### Work to complete
In the data, extract each line that holds the string "this".

### Provided material
****
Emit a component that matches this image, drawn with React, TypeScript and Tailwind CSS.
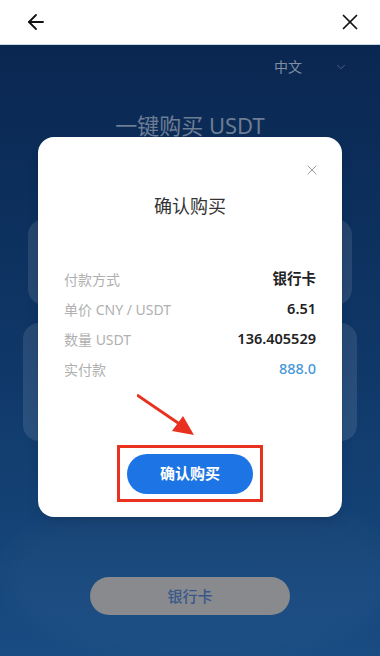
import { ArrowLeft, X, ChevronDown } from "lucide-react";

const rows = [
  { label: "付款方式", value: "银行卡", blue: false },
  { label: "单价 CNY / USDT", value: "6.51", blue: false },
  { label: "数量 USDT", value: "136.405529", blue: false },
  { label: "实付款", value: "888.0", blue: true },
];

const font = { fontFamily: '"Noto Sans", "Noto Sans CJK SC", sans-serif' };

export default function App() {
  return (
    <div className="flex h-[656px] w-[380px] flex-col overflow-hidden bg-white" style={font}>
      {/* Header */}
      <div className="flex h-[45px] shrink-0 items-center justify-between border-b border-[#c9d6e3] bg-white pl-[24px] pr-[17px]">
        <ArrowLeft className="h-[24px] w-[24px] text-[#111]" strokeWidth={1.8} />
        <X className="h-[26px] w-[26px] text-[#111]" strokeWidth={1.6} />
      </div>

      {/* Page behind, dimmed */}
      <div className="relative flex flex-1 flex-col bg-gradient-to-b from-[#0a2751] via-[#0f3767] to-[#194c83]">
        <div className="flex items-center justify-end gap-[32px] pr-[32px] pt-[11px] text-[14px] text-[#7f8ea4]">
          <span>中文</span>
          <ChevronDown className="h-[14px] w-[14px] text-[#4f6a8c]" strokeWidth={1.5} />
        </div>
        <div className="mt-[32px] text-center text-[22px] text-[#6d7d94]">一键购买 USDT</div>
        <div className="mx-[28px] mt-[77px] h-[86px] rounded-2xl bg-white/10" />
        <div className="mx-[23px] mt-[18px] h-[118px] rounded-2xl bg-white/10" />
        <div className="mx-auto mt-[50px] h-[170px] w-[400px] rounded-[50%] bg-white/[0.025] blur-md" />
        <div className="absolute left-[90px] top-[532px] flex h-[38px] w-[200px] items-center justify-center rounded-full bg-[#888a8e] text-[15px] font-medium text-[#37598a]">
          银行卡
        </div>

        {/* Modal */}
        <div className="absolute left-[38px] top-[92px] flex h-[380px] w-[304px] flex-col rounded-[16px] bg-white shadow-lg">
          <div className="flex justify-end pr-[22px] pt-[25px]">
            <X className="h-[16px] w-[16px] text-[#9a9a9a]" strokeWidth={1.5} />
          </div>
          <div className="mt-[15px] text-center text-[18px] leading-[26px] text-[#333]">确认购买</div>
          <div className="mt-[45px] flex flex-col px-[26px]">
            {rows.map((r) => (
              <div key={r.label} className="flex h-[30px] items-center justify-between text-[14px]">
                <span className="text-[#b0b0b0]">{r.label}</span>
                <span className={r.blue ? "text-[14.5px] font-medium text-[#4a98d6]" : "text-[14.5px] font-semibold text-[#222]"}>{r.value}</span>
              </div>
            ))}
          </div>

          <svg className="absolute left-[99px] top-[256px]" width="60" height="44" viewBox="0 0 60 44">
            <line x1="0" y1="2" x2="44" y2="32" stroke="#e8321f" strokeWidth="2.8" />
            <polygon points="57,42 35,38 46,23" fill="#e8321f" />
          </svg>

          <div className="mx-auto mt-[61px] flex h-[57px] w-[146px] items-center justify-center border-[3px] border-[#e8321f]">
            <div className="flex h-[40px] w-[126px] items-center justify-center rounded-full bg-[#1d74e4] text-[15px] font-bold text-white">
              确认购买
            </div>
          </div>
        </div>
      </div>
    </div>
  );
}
****
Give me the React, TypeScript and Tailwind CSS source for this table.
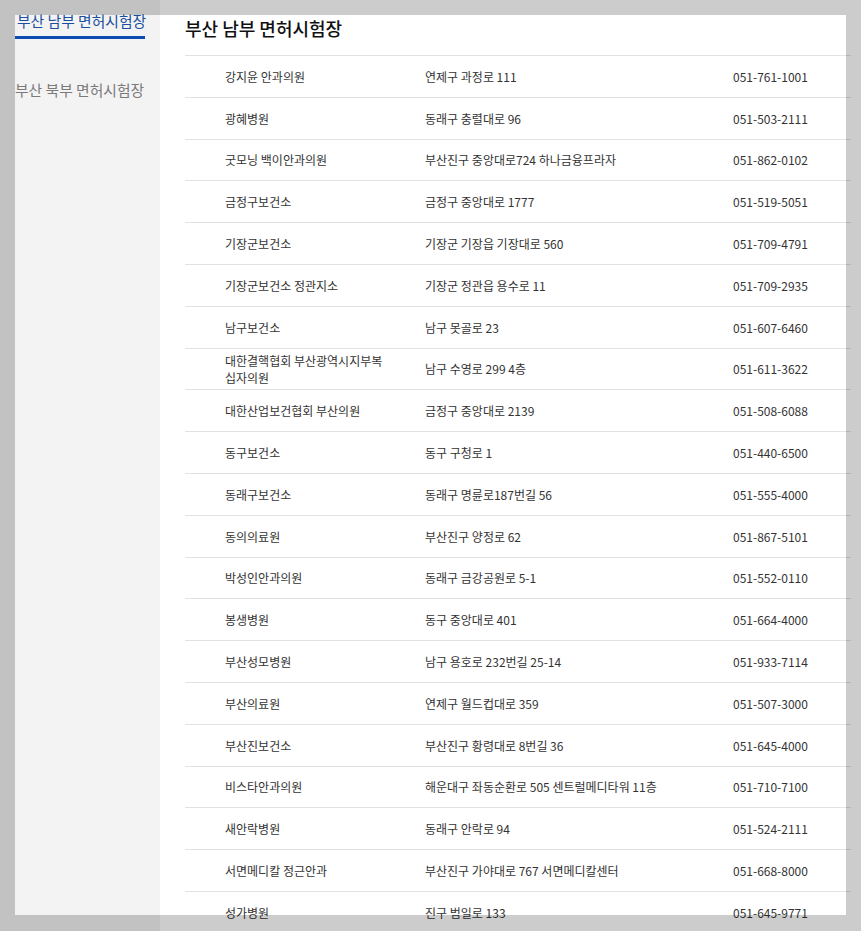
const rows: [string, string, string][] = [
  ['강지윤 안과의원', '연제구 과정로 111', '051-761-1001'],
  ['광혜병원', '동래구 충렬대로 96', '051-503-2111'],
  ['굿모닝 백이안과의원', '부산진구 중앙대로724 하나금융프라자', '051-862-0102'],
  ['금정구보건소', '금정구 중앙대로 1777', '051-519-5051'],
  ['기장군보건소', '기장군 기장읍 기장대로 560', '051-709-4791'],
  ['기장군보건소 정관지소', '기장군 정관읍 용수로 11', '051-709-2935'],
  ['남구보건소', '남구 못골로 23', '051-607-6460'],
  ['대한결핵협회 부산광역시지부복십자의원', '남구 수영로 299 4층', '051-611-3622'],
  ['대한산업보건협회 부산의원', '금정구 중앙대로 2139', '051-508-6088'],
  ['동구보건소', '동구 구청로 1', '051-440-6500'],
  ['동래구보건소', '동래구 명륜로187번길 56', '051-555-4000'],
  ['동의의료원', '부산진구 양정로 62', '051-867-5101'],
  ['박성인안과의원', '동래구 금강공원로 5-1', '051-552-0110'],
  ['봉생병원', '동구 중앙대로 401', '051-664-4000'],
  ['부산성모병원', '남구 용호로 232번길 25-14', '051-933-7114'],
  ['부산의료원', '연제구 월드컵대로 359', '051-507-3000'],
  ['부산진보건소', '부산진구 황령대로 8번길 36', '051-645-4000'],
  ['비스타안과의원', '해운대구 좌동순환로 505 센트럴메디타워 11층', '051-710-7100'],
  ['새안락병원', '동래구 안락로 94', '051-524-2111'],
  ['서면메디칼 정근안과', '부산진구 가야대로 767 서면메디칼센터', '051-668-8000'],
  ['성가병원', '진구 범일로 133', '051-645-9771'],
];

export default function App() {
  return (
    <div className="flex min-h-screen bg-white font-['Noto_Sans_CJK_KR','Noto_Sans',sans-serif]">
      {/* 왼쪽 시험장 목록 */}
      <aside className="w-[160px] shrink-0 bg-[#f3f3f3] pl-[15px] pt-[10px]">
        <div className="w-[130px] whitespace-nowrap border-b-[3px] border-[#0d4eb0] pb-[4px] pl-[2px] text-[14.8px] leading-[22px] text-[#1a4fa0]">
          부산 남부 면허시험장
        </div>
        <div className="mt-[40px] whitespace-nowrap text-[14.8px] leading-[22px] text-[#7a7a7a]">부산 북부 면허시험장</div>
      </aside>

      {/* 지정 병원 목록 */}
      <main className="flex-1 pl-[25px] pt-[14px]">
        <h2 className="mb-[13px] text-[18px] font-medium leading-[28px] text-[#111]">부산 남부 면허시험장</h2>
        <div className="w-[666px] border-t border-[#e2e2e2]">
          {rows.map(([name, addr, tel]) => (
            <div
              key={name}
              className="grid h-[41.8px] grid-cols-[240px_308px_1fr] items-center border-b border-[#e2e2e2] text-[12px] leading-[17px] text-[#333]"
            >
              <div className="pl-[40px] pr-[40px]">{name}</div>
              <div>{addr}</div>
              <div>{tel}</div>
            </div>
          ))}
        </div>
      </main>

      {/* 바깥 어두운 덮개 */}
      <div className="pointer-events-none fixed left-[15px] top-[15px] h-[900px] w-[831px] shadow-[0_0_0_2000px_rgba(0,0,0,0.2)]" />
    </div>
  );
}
****
### Solution
Emit a component that matches this image, drawn with React, TypeScript and Tailwind CSS.
Give me the React, TypeScript and Tailwind CSS source for this table.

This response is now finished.